__Do this__
From the listing below, pull out every line where the string "Tailwind" appears.
_____
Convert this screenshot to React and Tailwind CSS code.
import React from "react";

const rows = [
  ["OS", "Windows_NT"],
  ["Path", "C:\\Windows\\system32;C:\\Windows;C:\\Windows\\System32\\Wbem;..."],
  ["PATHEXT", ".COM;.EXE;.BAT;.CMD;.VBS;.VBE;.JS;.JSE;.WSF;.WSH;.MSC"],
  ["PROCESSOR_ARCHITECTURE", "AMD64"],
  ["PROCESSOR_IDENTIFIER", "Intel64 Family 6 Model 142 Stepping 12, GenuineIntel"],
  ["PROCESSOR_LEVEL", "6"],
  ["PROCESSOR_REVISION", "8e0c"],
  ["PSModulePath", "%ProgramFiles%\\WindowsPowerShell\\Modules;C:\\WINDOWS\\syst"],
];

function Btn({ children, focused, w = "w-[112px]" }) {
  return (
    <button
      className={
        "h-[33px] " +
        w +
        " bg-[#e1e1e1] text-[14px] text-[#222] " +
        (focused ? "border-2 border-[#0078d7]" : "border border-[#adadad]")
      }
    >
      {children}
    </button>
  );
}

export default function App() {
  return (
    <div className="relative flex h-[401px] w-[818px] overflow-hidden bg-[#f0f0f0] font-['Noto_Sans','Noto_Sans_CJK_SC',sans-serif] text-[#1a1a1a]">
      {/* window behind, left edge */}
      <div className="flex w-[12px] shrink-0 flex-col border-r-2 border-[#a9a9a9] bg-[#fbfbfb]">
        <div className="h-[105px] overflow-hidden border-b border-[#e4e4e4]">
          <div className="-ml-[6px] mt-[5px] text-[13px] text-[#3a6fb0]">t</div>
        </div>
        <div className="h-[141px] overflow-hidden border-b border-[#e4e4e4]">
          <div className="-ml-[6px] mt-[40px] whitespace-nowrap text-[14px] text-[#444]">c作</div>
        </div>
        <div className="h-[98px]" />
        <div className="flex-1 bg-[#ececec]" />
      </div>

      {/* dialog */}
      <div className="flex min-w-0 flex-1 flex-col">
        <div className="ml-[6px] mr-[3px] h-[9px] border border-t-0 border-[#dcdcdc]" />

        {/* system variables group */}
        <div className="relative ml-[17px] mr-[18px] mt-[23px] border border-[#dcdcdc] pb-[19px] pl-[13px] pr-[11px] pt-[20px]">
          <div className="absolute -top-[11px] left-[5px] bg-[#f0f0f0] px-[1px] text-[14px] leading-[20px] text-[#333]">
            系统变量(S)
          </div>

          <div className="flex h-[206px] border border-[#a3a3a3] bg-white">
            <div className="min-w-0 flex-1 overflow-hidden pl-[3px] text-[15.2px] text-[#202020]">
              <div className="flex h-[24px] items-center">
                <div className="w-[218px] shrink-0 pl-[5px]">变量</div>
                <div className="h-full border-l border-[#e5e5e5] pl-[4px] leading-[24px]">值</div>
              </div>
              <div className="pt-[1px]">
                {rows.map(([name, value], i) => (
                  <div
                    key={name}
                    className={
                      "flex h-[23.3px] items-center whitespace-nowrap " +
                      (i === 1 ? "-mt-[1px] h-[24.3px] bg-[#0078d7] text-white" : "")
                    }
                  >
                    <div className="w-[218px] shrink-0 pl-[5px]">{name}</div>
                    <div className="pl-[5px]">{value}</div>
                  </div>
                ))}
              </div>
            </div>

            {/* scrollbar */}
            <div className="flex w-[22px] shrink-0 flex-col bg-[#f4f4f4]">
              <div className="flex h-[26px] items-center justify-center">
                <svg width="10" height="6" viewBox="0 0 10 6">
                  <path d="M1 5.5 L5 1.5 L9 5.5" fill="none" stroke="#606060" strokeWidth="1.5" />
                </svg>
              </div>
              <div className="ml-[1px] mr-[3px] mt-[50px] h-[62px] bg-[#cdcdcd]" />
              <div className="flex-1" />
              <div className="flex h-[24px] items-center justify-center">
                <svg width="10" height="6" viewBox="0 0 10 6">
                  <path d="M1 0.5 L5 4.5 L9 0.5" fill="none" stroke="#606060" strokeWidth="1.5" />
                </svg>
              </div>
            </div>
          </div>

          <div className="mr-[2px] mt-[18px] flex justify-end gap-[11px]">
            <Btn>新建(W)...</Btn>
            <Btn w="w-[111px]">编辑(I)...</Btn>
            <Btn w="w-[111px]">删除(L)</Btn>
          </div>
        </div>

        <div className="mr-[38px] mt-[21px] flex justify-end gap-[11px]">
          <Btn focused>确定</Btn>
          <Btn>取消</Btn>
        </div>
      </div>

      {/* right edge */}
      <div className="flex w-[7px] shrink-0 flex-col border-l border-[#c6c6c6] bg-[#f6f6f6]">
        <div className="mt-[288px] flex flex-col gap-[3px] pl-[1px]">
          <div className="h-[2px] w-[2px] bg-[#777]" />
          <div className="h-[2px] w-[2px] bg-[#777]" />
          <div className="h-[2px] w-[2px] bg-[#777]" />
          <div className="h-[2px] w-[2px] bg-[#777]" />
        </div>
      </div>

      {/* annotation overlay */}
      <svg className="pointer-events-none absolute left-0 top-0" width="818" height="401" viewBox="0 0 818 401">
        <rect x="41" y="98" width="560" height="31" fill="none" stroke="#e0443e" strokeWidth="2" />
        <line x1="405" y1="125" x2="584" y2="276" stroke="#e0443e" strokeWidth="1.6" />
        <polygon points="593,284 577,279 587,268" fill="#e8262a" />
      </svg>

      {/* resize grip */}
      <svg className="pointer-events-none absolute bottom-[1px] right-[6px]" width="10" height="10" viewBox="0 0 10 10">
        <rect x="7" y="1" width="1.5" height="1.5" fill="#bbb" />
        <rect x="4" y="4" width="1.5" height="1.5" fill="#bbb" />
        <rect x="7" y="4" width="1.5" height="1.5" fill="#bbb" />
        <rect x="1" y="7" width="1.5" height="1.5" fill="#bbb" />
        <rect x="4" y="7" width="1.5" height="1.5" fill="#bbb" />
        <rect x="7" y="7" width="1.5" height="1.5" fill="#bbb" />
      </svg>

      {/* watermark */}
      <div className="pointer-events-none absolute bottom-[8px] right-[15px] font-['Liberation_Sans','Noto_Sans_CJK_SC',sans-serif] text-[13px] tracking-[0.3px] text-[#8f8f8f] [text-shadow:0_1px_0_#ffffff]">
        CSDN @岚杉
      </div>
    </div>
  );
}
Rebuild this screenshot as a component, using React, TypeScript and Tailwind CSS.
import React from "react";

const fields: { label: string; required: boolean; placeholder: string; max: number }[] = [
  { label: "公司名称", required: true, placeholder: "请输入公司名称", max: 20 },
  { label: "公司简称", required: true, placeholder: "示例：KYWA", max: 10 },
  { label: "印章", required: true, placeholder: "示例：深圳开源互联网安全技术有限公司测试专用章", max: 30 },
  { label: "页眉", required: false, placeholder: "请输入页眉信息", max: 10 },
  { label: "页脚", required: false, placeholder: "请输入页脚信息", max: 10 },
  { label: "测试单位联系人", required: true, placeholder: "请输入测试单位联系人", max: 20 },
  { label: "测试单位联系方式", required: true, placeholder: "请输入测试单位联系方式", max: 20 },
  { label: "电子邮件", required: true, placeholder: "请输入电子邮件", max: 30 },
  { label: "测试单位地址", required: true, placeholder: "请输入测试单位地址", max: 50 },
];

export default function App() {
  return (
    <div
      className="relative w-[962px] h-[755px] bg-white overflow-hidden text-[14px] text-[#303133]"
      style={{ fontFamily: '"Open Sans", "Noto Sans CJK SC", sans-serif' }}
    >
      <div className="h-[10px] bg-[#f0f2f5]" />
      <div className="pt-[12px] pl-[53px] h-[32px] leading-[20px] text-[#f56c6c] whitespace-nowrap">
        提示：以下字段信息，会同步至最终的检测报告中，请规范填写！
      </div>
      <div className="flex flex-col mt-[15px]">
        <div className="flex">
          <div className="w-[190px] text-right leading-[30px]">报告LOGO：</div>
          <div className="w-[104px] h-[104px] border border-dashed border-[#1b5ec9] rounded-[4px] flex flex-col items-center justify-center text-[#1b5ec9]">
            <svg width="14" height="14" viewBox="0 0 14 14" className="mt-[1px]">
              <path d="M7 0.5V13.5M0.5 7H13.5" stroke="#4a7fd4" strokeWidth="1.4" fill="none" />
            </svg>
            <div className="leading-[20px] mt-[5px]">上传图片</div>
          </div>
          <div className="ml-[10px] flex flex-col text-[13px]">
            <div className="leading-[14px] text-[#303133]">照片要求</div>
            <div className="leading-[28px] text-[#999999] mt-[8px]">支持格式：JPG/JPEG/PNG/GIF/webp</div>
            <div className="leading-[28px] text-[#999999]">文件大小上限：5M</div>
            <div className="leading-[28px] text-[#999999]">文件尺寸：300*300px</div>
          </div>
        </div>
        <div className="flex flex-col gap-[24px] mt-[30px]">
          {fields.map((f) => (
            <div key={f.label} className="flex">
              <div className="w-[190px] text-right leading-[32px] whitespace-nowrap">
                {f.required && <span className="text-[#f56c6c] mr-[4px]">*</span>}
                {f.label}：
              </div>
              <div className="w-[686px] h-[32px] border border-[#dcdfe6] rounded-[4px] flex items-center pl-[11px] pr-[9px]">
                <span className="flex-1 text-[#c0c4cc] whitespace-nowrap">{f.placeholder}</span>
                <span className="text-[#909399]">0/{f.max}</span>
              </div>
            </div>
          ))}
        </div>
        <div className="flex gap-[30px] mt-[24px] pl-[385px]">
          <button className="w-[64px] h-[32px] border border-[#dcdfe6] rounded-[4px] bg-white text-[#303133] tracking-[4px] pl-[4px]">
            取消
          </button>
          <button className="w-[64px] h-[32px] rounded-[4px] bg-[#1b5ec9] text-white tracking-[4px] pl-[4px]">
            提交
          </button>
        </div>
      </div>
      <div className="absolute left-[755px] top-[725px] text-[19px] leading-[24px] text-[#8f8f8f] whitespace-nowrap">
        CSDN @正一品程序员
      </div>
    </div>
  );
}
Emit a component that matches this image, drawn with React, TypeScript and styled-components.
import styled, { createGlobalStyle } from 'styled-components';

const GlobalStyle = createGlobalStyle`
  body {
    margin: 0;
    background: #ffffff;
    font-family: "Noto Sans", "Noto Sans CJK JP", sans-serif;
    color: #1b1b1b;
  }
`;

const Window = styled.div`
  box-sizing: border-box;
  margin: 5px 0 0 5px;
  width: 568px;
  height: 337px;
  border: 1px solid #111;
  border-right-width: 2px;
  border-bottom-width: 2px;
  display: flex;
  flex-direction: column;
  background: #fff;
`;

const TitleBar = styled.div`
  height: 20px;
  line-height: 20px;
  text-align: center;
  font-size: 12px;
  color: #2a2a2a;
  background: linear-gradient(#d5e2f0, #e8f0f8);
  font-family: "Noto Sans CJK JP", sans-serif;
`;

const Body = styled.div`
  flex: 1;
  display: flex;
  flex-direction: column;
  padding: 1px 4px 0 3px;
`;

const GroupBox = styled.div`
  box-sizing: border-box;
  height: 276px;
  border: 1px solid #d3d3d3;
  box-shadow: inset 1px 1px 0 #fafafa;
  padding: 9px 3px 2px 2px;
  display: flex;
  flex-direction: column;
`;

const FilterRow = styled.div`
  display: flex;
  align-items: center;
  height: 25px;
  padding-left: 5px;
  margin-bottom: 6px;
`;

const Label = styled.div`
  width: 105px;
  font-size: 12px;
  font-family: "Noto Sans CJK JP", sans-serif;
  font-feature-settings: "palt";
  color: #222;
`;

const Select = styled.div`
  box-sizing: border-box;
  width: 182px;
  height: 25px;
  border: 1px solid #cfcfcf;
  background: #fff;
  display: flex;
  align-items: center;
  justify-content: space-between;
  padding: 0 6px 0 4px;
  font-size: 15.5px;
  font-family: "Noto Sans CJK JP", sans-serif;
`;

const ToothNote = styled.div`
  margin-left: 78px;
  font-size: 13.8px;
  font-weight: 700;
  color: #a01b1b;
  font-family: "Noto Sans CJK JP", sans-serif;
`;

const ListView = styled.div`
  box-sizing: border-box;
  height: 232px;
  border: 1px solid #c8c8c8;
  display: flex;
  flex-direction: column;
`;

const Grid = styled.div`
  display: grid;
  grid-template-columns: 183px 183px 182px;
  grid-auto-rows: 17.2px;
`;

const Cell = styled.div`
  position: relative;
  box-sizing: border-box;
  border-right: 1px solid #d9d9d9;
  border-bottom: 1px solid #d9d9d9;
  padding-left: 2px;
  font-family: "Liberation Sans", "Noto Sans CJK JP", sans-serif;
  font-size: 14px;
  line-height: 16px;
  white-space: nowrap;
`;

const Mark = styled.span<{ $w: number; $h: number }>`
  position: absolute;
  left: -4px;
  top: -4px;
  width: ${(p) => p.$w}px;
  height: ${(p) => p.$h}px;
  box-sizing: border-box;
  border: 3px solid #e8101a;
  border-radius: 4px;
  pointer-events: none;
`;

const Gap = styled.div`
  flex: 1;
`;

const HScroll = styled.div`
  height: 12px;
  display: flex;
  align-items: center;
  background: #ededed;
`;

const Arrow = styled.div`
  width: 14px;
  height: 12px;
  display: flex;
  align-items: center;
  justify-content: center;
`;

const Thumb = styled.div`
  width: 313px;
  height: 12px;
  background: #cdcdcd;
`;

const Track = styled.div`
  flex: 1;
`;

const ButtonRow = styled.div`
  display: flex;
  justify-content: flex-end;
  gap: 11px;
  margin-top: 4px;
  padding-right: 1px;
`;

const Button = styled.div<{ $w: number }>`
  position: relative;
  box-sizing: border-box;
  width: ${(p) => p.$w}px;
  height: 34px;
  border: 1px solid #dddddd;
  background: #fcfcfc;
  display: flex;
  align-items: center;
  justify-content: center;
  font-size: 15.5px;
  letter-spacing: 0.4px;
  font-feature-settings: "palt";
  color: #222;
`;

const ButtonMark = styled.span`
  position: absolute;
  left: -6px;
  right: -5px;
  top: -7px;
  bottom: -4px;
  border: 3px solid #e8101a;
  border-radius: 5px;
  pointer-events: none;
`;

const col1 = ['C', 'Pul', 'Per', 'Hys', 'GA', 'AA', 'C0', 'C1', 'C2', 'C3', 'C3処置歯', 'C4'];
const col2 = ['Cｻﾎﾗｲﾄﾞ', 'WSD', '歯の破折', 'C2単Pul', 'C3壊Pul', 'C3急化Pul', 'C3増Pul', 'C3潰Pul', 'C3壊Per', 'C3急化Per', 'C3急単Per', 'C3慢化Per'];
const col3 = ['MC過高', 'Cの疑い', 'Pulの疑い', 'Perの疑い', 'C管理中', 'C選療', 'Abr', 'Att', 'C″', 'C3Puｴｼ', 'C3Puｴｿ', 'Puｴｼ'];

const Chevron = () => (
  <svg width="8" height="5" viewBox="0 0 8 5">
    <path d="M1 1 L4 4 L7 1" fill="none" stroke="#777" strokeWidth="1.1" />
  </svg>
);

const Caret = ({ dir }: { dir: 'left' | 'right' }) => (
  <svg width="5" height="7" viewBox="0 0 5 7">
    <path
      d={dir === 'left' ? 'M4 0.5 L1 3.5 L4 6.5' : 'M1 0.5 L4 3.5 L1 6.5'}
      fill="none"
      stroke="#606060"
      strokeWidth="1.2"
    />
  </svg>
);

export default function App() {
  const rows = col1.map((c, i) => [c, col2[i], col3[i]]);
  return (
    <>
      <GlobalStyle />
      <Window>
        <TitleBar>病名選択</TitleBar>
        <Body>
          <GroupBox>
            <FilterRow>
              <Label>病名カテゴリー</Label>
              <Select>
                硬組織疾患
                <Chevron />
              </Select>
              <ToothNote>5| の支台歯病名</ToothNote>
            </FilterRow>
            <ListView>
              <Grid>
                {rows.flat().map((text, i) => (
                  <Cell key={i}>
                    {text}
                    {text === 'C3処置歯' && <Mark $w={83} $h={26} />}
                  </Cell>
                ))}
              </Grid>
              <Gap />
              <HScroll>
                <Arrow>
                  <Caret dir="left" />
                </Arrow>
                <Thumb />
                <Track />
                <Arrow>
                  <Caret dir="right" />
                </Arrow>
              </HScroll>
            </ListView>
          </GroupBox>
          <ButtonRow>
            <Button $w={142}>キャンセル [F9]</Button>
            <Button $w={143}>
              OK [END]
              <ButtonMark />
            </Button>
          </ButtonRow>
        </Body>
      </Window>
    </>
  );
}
_____
__The result__
Convert this screenshot to React and Tailwind CSS code.
Rebuild this screenshot as a component, using React, TypeScript and Tailwind CSS.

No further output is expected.